Il reste convaincu que la grandeur et les titres de noblesse de l’homme résident dans la pensée et que c’est à elle qu’il faut nous attacher. Comparés aux grandes masses qui nous entourent nous ne tenons que peu d’espace et notre puissance est négligeable auprès de la leur. Nous sommes des roseaux, mais des roseaux pensants, et les masses extérieures ont beau nous écraser, elles n’atteindront jamais la dignité que confère la pensée (fr. 346-348). Mais cette pensée tant exaltée par Pascal se réduisait de plus en plus, pour lui, à n’être qu’une servante de l’explication théologique. De même que, pendant sa période « mondaine », il avait décrit la passion de l’amour comme consistant dans une concentration, une précipitation de toutes les pensées vers un seul but, de même, maintenant que la religion était devenue sa passion dominante, il n’admettait que des pensées orientées dans cette seule direction.

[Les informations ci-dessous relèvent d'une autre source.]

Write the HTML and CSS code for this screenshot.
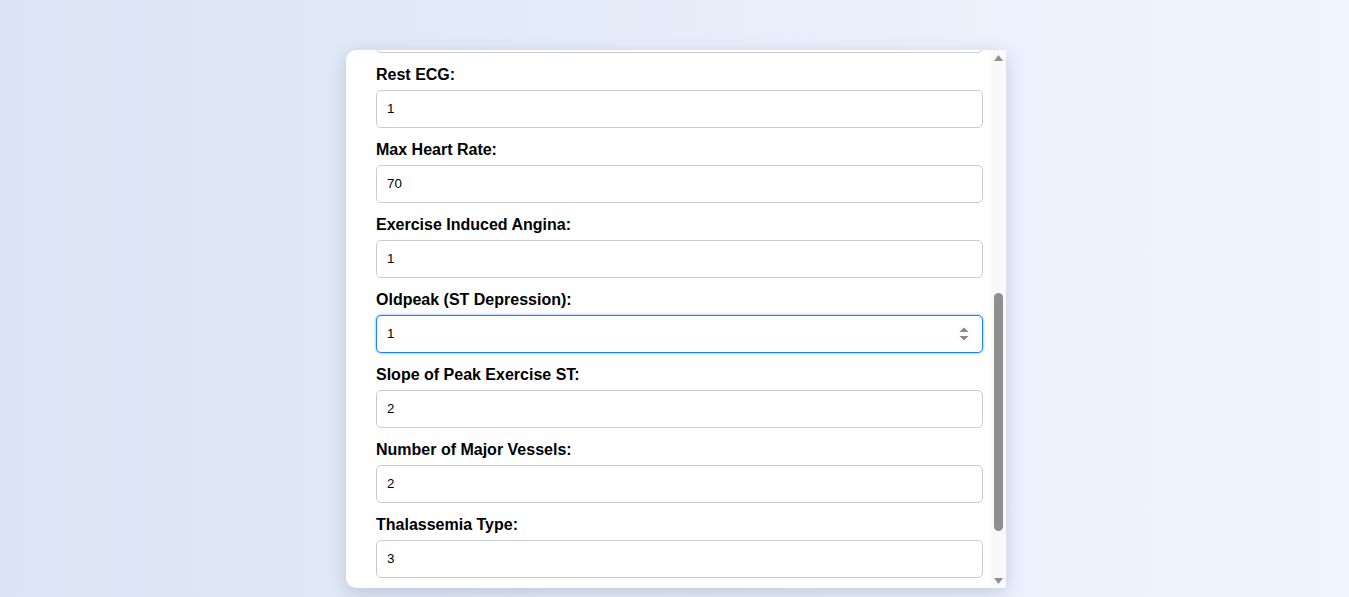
FILE: index.html
```html
<!DOCTYPE html>
<html lang="en">
<head>
<meta charset="utf-8">
<title>Heart Disease Prediction</title>
<link rel="stylesheet" href="styles.css">
</head>
<body>
<main class="page">
  <div class="card">
    <form class="scroller" id="scroller">
      <h2 class="title">Heart Disease Prediction</h2>
      <div class="field"><label class="label">Age:</label><input class="input" type="number" value="45"></div>
      <div class="field"><label class="label">Sex:</label><input class="input" type="number" value="1"></div>
      <div class="field"><label class="label">Chest Pain Type:</label><input class="input" type="number" value="2"></div>
      <div class="field"><label class="label">Resting Blood Pressure:</label><input class="input" type="number" value="120"></div>
      <div class="field"><label class="label">Cholesterol:</label><input class="input" type="number" value="200"></div>
      <div class="field"><label class="label">Fasting Blood Sugar:</label><input class="input" type="number" value="0"></div>
      <div class="field"><label class="label" id="restecg-label">Rest ECG:</label><input class="input" type="number" value="1"></div>
      <div class="field"><label class="label">Max Heart Rate:</label><input class="input" type="number" value="70"></div>
      <div class="field"><label class="label">Exercise Induced Angina:</label><input class="input" type="number" value="1"></div>
      <div class="field"><label class="label">Oldpeak (ST Depression):</label><input class="input" id="oldpeak" type="number" step="0.1" value="1"></div>
      <div class="field"><label class="label">Slope of Peak Exercise ST:</label><input class="input" type="number" value="2"></div>
      <div class="field"><label class="label">Number of Major Vessels:</label><input class="input" type="number" value="2"></div>
      <div class="field"><label class="label">Thalassemia Type:</label><input class="input" type="number" value="3"></div>
      <button class="submit" type="button">Predict</button>
    </form>
    <div class="scrollbar" aria-hidden="true">
      <div class="sb-button">
        <svg width="9" height="6" viewBox="0 0 9 6"><polygon points="4.5,0 9,6 0,6" fill="#909090"/></svg>
      </div>
      <div class="sb-track" id="track">
        <div class="sb-thumb" id="thumb"></div>
      </div>
      <div class="sb-button">
        <svg width="9" height="6" viewBox="0 0 9 6"><polygon points="0,0 9,0 4.5,6" fill="#909090"/></svg>
      </div>
    </div>
  </div>
</main>
<script src="script.js"></script>
</body>
</html>
```

FILE: styles.css
```css
html, body {
  margin: 0;
  height: 100%;
}
body {
  background: linear-gradient(90deg, #dae4f4 0%, #e6edf9 50%, #f0f6ff 100%);
  font-family: "Liberation Sans", Arial, sans-serif;
  overflow: hidden;
}
.page {
  display: flex;
  justify-content: center;
  align-items: flex-start;
  padding-top: 50px;
  padding-left: 3px;
}
.card {
  display: flex;
  width: 660px;
  max-height: 538px;
  background: #fff;
  border-radius: 10px 0 0 10px;
  box-shadow: 0 5px 18px rgba(40, 60, 100, 0.2);
}
.scroller {
  position: relative;
  flex: 1;
  min-width: 0;
  min-height: 0;
  overflow-y: auto;
  scrollbar-width: none;
  padding: 30px;
  border-radius: 10px 0 0 10px;
}
.scroller::-webkit-scrollbar {
  display: none;
}
.scrollbar {
  width: 15px;
  flex: 0 0 15px;
  display: flex;
  flex-direction: column;
  background: #f9f9f9;
}
.sb-button {
  height: 15px;
  flex: 0 0 15px;
  display: flex;
  align-items: center;
  justify-content: center;
}
.sb-track {
  flex: 1;
  position: relative;
}
.sb-thumb {
  position: absolute;
  left: 3px;
  right: 3px;
  top: 228px;
  height: 237px;
  background: #8f8f8f;
  border-radius: 5px;
}
.title {
  margin: 0 0 30px;
  font-size: 24px;
  line-height: 28px;
  text-align: center;
  color: #222;
}
.field {
  margin-bottom: 13px;
}
.label {
  display: block;
  font-size: 16px;
  line-height: 18px;
  font-weight: bold;
  color: #000;
  margin-bottom: 6px;
}
.input {
  display: block;
  box-sizing: content-box;
  width: 100%;
  padding: 10px;
  height: 16px;
  line-height: 16px;
  font-family: "Liberation Sans", Arial, sans-serif;
  font-size: 13.33px;
  color: #000;
  background: #fff;
  border: 1px solid #ccc;
  border-radius: 5px;
  margin: 0;
}
.input:focus {
  outline: none;
  border-color: #1a82ff;
  box-shadow: 0 0 3px rgba(0, 123, 255, 0.6);
}
.submit {
  display: block;
  width: 100%;
  margin-top: 18px;
  height: 50px;
  border: none;
  border-radius: 5px;
  background: #007bff;
  color: #fff;
  font-family: "Liberation Sans", Arial, sans-serif;
  font-size: 16px;
  font-weight: bold;
}
```

FILE: script.js
```js
(function () {
  var scroller = document.getElementById('scroller');
  var oldpeak = document.getElementById('oldpeak');
  var label = document.getElementById('restecg-label');
  var track = document.getElementById('track');
  var thumb = document.getElementById('thumb');
  oldpeak.focus({ preventScroll: true });
  scroller.scrollTop = label.offsetTop - 16;
  var trackH = track.clientHeight;
  var ratio = scroller.clientHeight / scroller.scrollHeight;
  var thumbH = Math.round(trackH * ratio);
  var maxScroll = scroller.scrollHeight - scroller.clientHeight;
  var top = maxScroll > 0 ? Math.round((trackH - thumbH) * scroller.scrollTop / maxScroll) : 0;
  thumb.style.height = thumbH + 'px';
  thumb.style.top = (top - 3) + 'px';
})();
```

Dans le cas de Kierkegaard, les données intellectuelles sont tout autres. Grandi parmi les épigones du Romantisme, il vit, pendant quelques années, dans la métaphysique hégélienne, l’idéal philosophique, tandis qu’aux yeux de Pascal la pensée idéale se trouvait représentée par la géométrie. Dans un système comme celui de Hegel, où une nécessité intérieure enchaîne toutes les parties les unes aux autres, il n’est rien qui n’ait sa place logiquement marquée. La Poésie, la Religion, la Science n’étaient donc pour Kierkegaard que les formes diverses ou successives d’une même et divine vérité. Tel fut le rêve de sa jeunesse, dont il finit enfin par s’affranchir — sur les pas de son maître, le professeur Paul Moller, le plus danois de tous les écrivains danois. Le mérite de Kierkegaard, dans l’ordre philosophique, est d’avoir été un des premiers à critiquer la philosophie spéculative du point de vue de la théorie de la connaissance (Postscriptum définitif non scientifique, 1846)[1]. Il montre que même s’il existait une connaissance absolue, chacun de nous serait obligé pourtant de commencer, à un point déterminé,

  1. Alsluttende ucidenskabelig Efterskrift. Copenhague, 1846.